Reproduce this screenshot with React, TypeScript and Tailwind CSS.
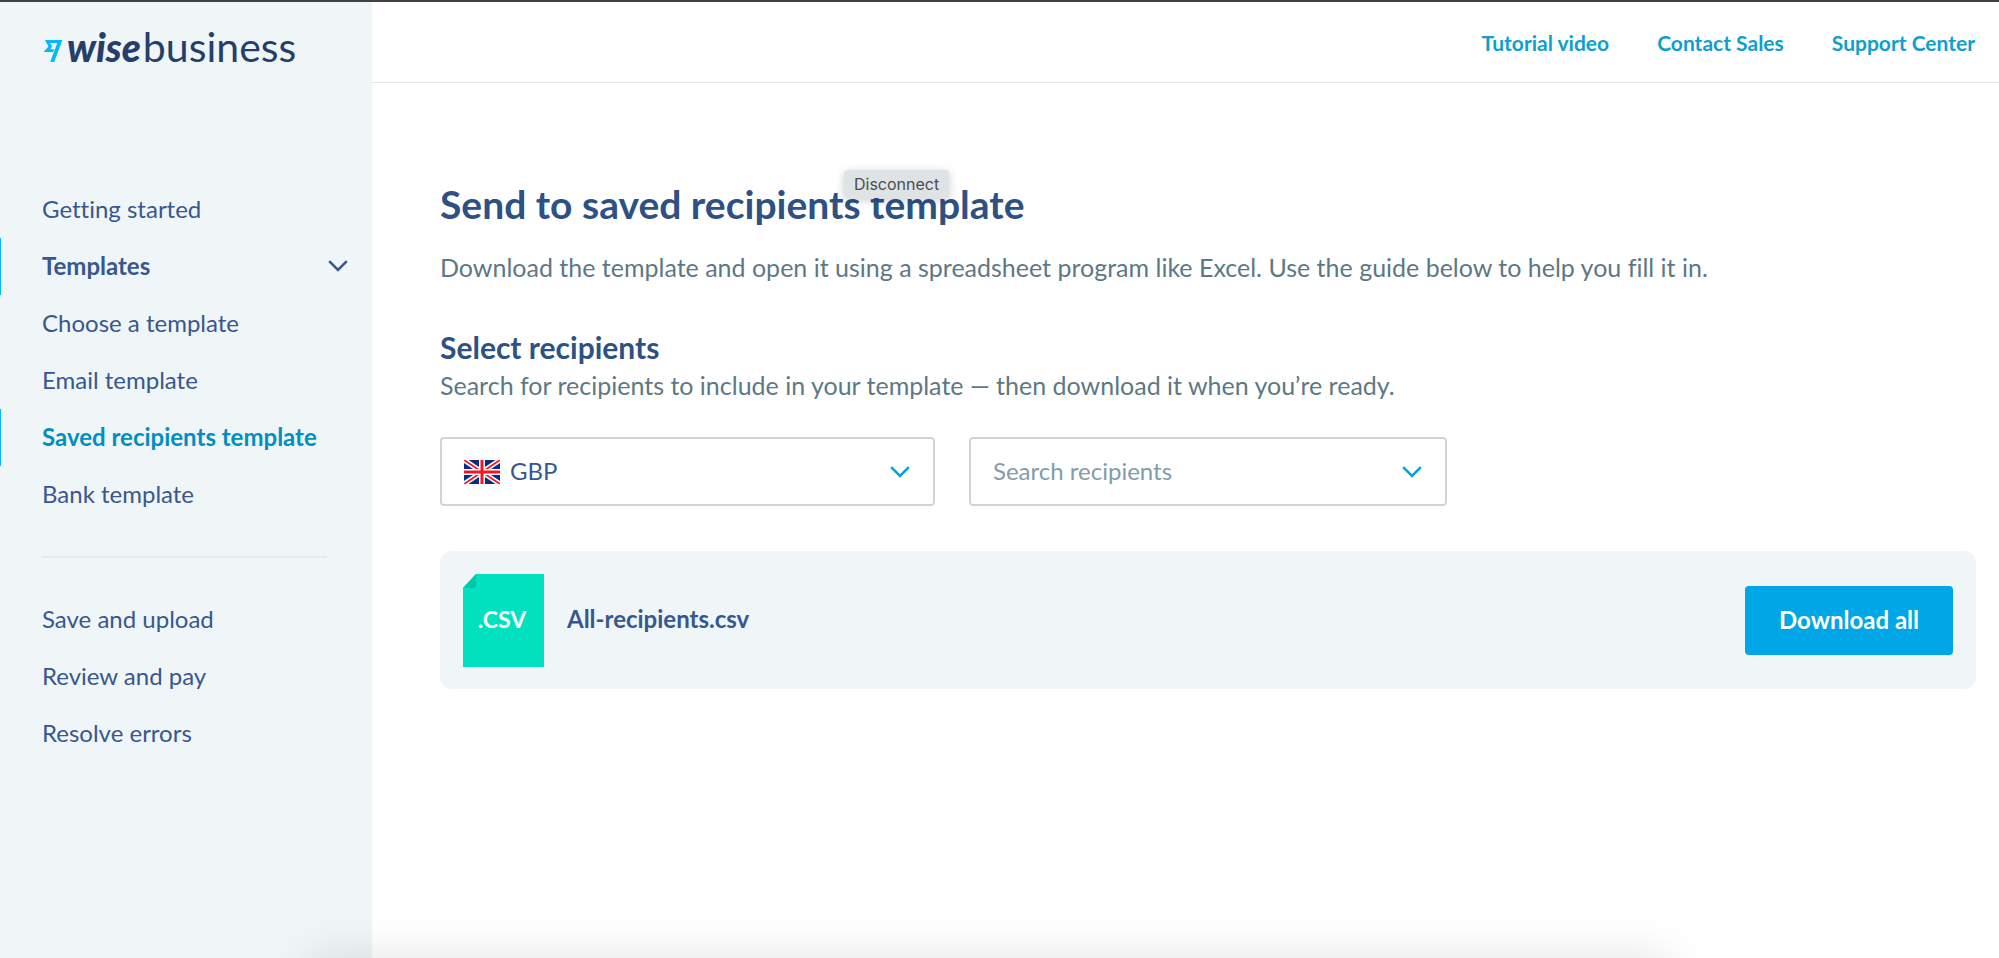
import { useState } from 'react';
import clsx from 'clsx';

type NavItem = { label: string; section?: boolean; active?: boolean };

const templateLinks: NavItem[] = [
  { label: 'Getting started' },
  { label: 'Templates', section: true },
  { label: 'Choose a template' },
  { label: 'Email template' },
  { label: 'Saved recipients template', active: true },
  { label: 'Bank template' },
];

const paymentLinks: NavItem[] = [
  { label: 'Save and upload' },
  { label: 'Review and pay' },
  { label: 'Resolve errors' },
];

const headerLinks = ['Tutorial video', 'Contact Sales', 'Support Center'];

function Chevron({ className }: { className?: string }) {
  return (
    <svg className={className} width="20" height="12" viewBox="0 0 20 12" fill="none" stroke="currentColor" strokeWidth="2.5" aria-hidden="true">
      <path d="M1.2 1.2 10 10 18.8 1.2" />
    </svg>
  );
}

function Logo() {
  return (
    <a href="#" className="flex items-baseline text-[#253f6d]">
      <svg className="mr-1 shrink-0" width="20" height="22" viewBox="0 0 20 22" fill="#00b9ff" aria-hidden="true">
        <path d="M2 0H19.4L11.2 22H7.2L14.3 3H7L9.2 6.3 7.2 9.2H11.2L10.2 12H0.6L5.4 6.4Z" />
      </svg>
      <span className="mr-[2px] text-[39px] leading-[48px] font-black italic">wise</span>
      <span className="text-[41px] leading-[48px]">business</span>
    </a>
  );
}

function UkFlag() {
  return (
    <svg width="36" height="24" viewBox="0 0 36 24" aria-hidden="true">
      <rect width="36" height="24" fill="#0b2a86" />
      <path d="M0 0 36 24M36 0 0 24" stroke="#fff" strokeWidth="5" />
      <path d="M0 0 36 24M36 0 0 24" stroke="#f31525" strokeWidth="1.8" />
      <path d="M18 0V24M0 12H36" stroke="#fff" strokeWidth="6" />
      <path d="M18 0V24M0 12H36" stroke="#f31525" strokeWidth="3" />
    </svg>
  );
}

function CsvIcon() {
  return (
    <svg className="shrink-0" width="81" height="93" viewBox="0 0 81 93" role="img" aria-label="CSV file">
      <path d="M13 0H81V93H0V14Z" fill="#00e2bf" />
      <path d="M13 0V14H0Z" fill="#00c7a9" />
      <text x="39" y="54" textAnchor="middle" fill="#fff" fontSize="23" fontWeight="700">.CSV</text>
    </svg>
  );
}

function NavList({ items }: { items: NavItem[] }) {
  return (
    <ul>
      {items.map(({ label, section, active }) => (
        <li key={label}>
          <a
            href="#"
            className={clsx(
              'flex h-[57px] items-center justify-between border-l pr-6 pb-[2px] pl-[41px] text-2xl',
              section || active ? 'border-[#00b9ff] font-bold' : 'border-transparent',
              active ? 'text-[#008fc0]' : 'text-[#37588e]',
            )}
          >
            {label}
            {section && <Chevron />}
          </a>
        </li>
      ))}
    </ul>
  );
}

export default function App() {
  const [currency, setCurrency] = useState('GBP');
  const [search, setSearch] = useState('');

  return (
    <div className="relative flex min-h-screen overflow-hidden border-t-2 border-[#413f46] bg-white font-['Lato',sans-serif] [font-variant-ligatures:none]">
      <aside className="w-[372px] shrink-0 bg-[#f0f5f8]">
        <div className="h-[179px] pt-[21px] pl-[43px]">
          <Logo />
        </div>
        <nav aria-label="Batch payments">
          <NavList items={templateLinks} />
          <hr className="my-[33px] mr-[45px] ml-[42px] border-t-2 border-[#e7e9ec]" />
          <NavList items={paymentLinks} />
        </nav>
      </aside>

      <div className="min-w-0 flex-1">
        <header className="flex h-[81px] items-center justify-end gap-12 border-b border-[#e2e4e6] pt-[2px] pr-6 text-[21px] font-bold text-[#0e9fcf]">
          {headerLinks.map((label) => (
            <a key={label} href="#">{label}</a>
          ))}
        </header>

        <main className="pt-24 pr-[23px] pl-[68px] text-2xl text-[#5d7885]">
          <h1 className="relative w-fit text-[39px] leading-[50px] font-bold text-[#2e5184]">
            Send to saved recipients template
            <span role="tooltip" className="absolute -top-[9px] left-[404px] rounded-sm bg-[#dee3e6] px-[10px] font-['Inter',sans-serif] text-base leading-7 font-normal text-[#4a4d50] shadow-[0_2px_10px_rgba(0,0,0,0.2)]">
              Disconnect
            </span>
          </h1>
          <p className="mt-[22px] text-[25px] leading-8">
            Download the template and open it using a spreadsheet program like Excel. Use the guide below to help you fill it in.
          </p>
          <h2 className="mt-[46px] text-[30px] leading-9 font-bold text-[#2e5184]">Select recipients</h2>
          <p className="mt-1 text-[25px] leading-8">
            Search for recipients to include in your template — then download it when you’re ready.
          </p>

          <div className="mt-9 flex gap-[34px]">
            <label className="relative flex w-[495px] items-center">
              <span className="absolute left-6"><UkFlag /></span>
              <select
                aria-label="Currency"
                value={currency}
                onChange={(e) => setCurrency(e.target.value)}
                className="h-[69px] w-full appearance-none rounded-sm border-2 border-[#d1d5d9] bg-white pb-[2px] pl-[68px] text-[#37588e]"
              >
                <option>GBP</option>
              </select>
              <Chevron className="pointer-events-none absolute right-[25px] text-[#00a2dd]" />
            </label>
            <label className="relative flex w-[478px] items-center">
              <input
                type="text"
                role="combobox"
                aria-label="Search recipients"
                aria-expanded={false}
                placeholder="Search recipients"
                value={search}
                onChange={(e) => setSearch(e.target.value)}
                className="h-[69px] w-full rounded-sm border-2 border-[#d1d5d9] bg-white pr-16 pb-[2px] pl-[22px] text-[#37588e] placeholder:text-[#829ca9]"
              />
              <Chevron className="pointer-events-none absolute right-[25px] text-[#00a2dd]" />
            </label>
          </div>

          <section className="mt-[45px] flex h-[138px] items-center gap-[23px] rounded-xl bg-[#f0f5f8] px-[23px]">
            <CsvIcon />
            <span className="flex-1 pb-[2px] font-bold text-[#37588e]">All-recipients.csv</span>
            <button type="button" className="h-[69px] rounded-sm bg-[#00a6e6] px-[34px] font-bold text-white">
              Download all
            </button>
          </section>
        </main>
      </div>

      {/* soft shadow rising from below the window */}
      <div className="pointer-events-none absolute top-full right-[330px] left-[310px] h-10 shadow-[0_0_45px_2px_rgba(0,0,0,0.11)]" />
    </div>
  );
}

··········

PROBLEM TO WORK ON.
Give back the whole listing as it stands, minus its pictures.

SOLUTION FOR THIS TASK.
Reproduce this screenshot with React, TypeScript and Tailwind CSS.
import { useState } from 'react';
import clsx from 'clsx';

type NavItem = { label: string; section?: boolean; active?: boolean };

const templateLinks: NavItem[] = [
  { label: 'Getting started' },
  { label: 'Templates', section: true },
  { label: 'Choose a template' },
  { label: 'Email template' },
  { label: 'Saved recipients template', active: true },
  { label: 'Bank template' },
];

const paymentLinks: NavItem[] = [
  { label: 'Save and upload' },
  { label: 'Review and pay' },
  { label: 'Resolve errors' },
];

const headerLinks = ['Tutorial video', 'Contact Sales', 'Support Center'];

function Chevron({ className }: { className?: string }) {
  return (
    <svg className={className} width="20" height="12" viewBox="0 0 20 12" fill="none" stroke="currentColor" strokeWidth="2.5" aria-hidden="true">
      <path d="M1.2 1.2 10 10 18.8 1.2" />
    </svg>
  );
}

function Logo() {
  return (
    <a href="#" className="flex items-baseline text-[#253f6d]">
      <svg className="mr-1 shrink-0" width="20" height="22" viewBox="0 0 20 22" fill="#00b9ff" aria-hidden="true">
        <path d="M2 0H19.4L11.2 22H7.2L14.3 3H7L9.2 6.3 7.2 9.2H11.2L10.2 12H0.6L5.4 6.4Z" />
      </svg>
      <span className="mr-[2px] text-[39px] leading-[48px] font-black italic">wise</span>
      <span className="text-[41px] leading-[48px]">business</span>
    </a>
  );
}

function UkFlag() {
  return (
    <svg width="36" height="24" viewBox="0 0 36 24" aria-hidden="true">
      <rect width="36" height="24" fill="#0b2a86" />
      <path d="M0 0 36 24M36 0 0 24" stroke="#fff" strokeWidth="5" />
      <path d="M0 0 36 24M36 0 0 24" stroke="#f31525" strokeWidth="1.8" />
      <path d="M18 0V24M0 12H36" stroke="#fff" strokeWidth="6" />
      <path d="M18 0V24M0 12H36" stroke="#f31525" strokeWidth="3" />
    </svg>
  );
}

function CsvIcon() {
  return (
    <svg className="shrink-0" width="81" height="93" viewBox="0 0 81 93" role="img" aria-label="CSV file">
      <path d="M13 0H81V93H0V14Z" fill="#00e2bf" />
      <path d="M13 0V14H0Z" fill="#00c7a9" />
      <text x="39" y="54" textAnchor="middle" fill="#fff" fontSize="23" fontWeight="700">.CSV</text>
    </svg>
  );
}

function NavList({ items }: { items: NavItem[] }) {
  return (
    <ul>
      {items.map(({ label, section, active }) => (
        <li key={label}>
          <a
            href="#"
            className={clsx(
              'flex h-[57px] items-center justify-between border-l pr-6 pb-[2px] pl-[41px] text-2xl',
              section || active ? 'border-[#00b9ff] font-bold' : 'border-transparent',
              active ? 'text-[#008fc0]' : 'text-[#37588e]',
            )}
          >
            {label}
            {section && <Chevron />}
          </a>
        </li>
      ))}
    </ul>
  );
}

export default function App() {
  const [currency, setCurrency] = useState('GBP');
  const [search, setSearch] = useState('');

  return (
    <div className="relative flex min-h-screen overflow-hidden border-t-2 border-[#413f46] bg-white font-['Lato',sans-serif] [font-variant-ligatures:none]">
      <aside className="w-[372px] shrink-0 bg-[#f0f5f8]">
        <div className="h-[179px] pt-[21px] pl-[43px]">
          <Logo />
        </div>
        <nav aria-label="Batch payments">
          <NavList items={templateLinks} />
          <hr className="my-[33px] mr-[45px] ml-[42px] border-t-2 border-[#e7e9ec]" />
          <NavList items={paymentLinks} />
        </nav>
      </aside>

      <div className="min-w-0 flex-1">
        <header className="flex h-[81px] items-center justify-end gap-12 border-b border-[#e2e4e6] pt-[2px] pr-6 text-[21px] font-bold text-[#0e9fcf]">
          {headerLinks.map((label) => (
            <a key={label} href="#">{label}</a>
          ))}
        </header>

        <main className="pt-24 pr-[23px] pl-[68px] text-2xl text-[#5d7885]">
          <h1 className="relative w-fit text-[39px] leading-[50px] font-bold text-[#2e5184]">
            Send to saved recipients template
            <span role="tooltip" className="absolute -top-[9px] left-[404px] rounded-sm bg-[#dee3e6] px-[10px] font-['Inter',sans-serif] text-base leading-7 font-normal text-[#4a4d50] shadow-[0_2px_10px_rgba(0,0,0,0.2)]">
              Disconnect
            </span>
          </h1>
          <p className="mt-[22px] text-[25px] leading-8">
            Download the template and open it using a spreadsheet program like Excel. Use the guide below to help you fill it in.
          </p>
          <h2 className="mt-[46px] text-[30px] leading-9 font-bold text-[#2e5184]">Select recipients</h2>
          <p className="mt-1 text-[25px] leading-8">
            Search for recipients to include in your template — then download it when you’re ready.
          </p>

          <div className="mt-9 flex gap-[34px]">
            <label className="relative flex w-[495px] items-center">
              <span className="absolute left-6"><UkFlag /></span>
              <select
                aria-label="Currency"
                value={currency}
                onChange={(e) => setCurrency(e.target.value)}
                className="h-[69px] w-full appearance-none rounded-sm border-2 border-[#d1d5d9] bg-white pb-[2px] pl-[68px] text-[#37588e]"
              >
                <option>GBP</option>
              </select>
              <Chevron className="pointer-events-none absolute right-[25px] text-[#00a2dd]" />
            </label>
            <label className="relative flex w-[478px] items-center">
              <input
                type="text"
                role="combobox"
                aria-label="Search recipients"
                aria-expanded={false}
                placeholder="Search recipients"
                value={search}
                onChange={(e) => setSearch(e.target.value)}
                className="h-[69px] w-full rounded-sm border-2 border-[#d1d5d9] bg-white pr-16 pb-[2px] pl-[22px] text-[#37588e] placeholder:text-[#829ca9]"
              />
              <Chevron className="pointer-events-none absolute right-[25px] text-[#00a2dd]" />
            </label>
          </div>

          <section className="mt-[45px] flex h-[138px] items-center gap-[23px] rounded-xl bg-[#f0f5f8] px-[23px]">
            <CsvIcon />
            <span className="flex-1 pb-[2px] font-bold text-[#37588e]">All-recipients.csv</span>
            <button type="button" className="h-[69px] rounded-sm bg-[#00a6e6] px-[34px] font-bold text-white">
              Download all
            </button>
          </section>
        </main>
      </div>

      {/* soft shadow rising from below the window */}
      <div className="pointer-events-none absolute top-full right-[330px] left-[310px] h-10 shadow-[0_0_45px_2px_rgba(0,0,0,0.11)]" />
    </div>
  );
}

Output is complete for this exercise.